L’uomo senza colpa: conclusione e valutazione
L’uomo senza colpa si rivela, dunque, un film di grande intelligenza soprattutto visiva e gestuale: la scrittura dei dialoghi è, infatti, più dimessa e meno efficace rispetto alla ‘partitura del silenzio‘, realizzata con esiti di estrema eloquenza. Accostarvisi richiede attenzione nel suo senso etimologico: la disponibilità a una partecipazione non precipitosa, silente e devota nella fede a un disegno artistico superiore, quello che, soltanto alla fine, dischiude le sue simmetrie e il suo senso ultimo.
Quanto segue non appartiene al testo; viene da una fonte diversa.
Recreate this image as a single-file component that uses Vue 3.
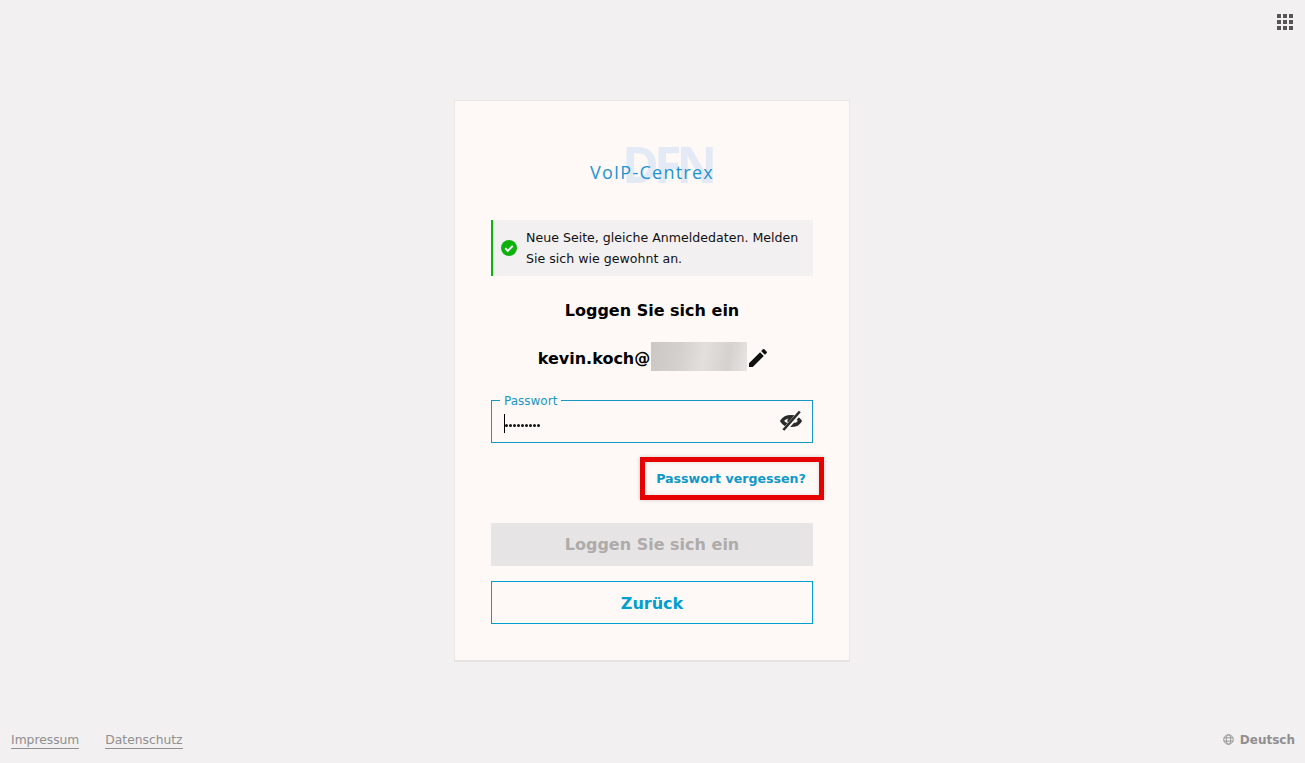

Gli attori, privati del ‘verbo’, compiono un viaggio di ritorno alla radicale nuclearità della loro esperienza di animali invischiati nella civiltà e, così, anche la colpa scivola, dal piano morale, edificazione degli uomini al confronto con valori condizionati dalla cultura, nella dimensione più autenticamente affettiva. Solo in questa terra di puro sentire, la rabbia dei personaggi per ciò che hanno perduto – la salute, l’amore, l’identità – può trasformarsi in una comprensione profonda della fallibilità e transitorietà proprie dell’umano, primo passo, questa, verso l’accettazione del limite proprio e altrui e verso un’indulgenza che nulla ha a che fare con la passività o la sconfitta. Soltanto nello svaporare del male e dei suoi contorni che si pretenderebbero assoluti, è possibile raggiungere una qualche forma di salvezza. O anche solo una pace provvisoria. Sia essa nella morte o in una vita che continua, e, nel corpo, comprende la sua necessità.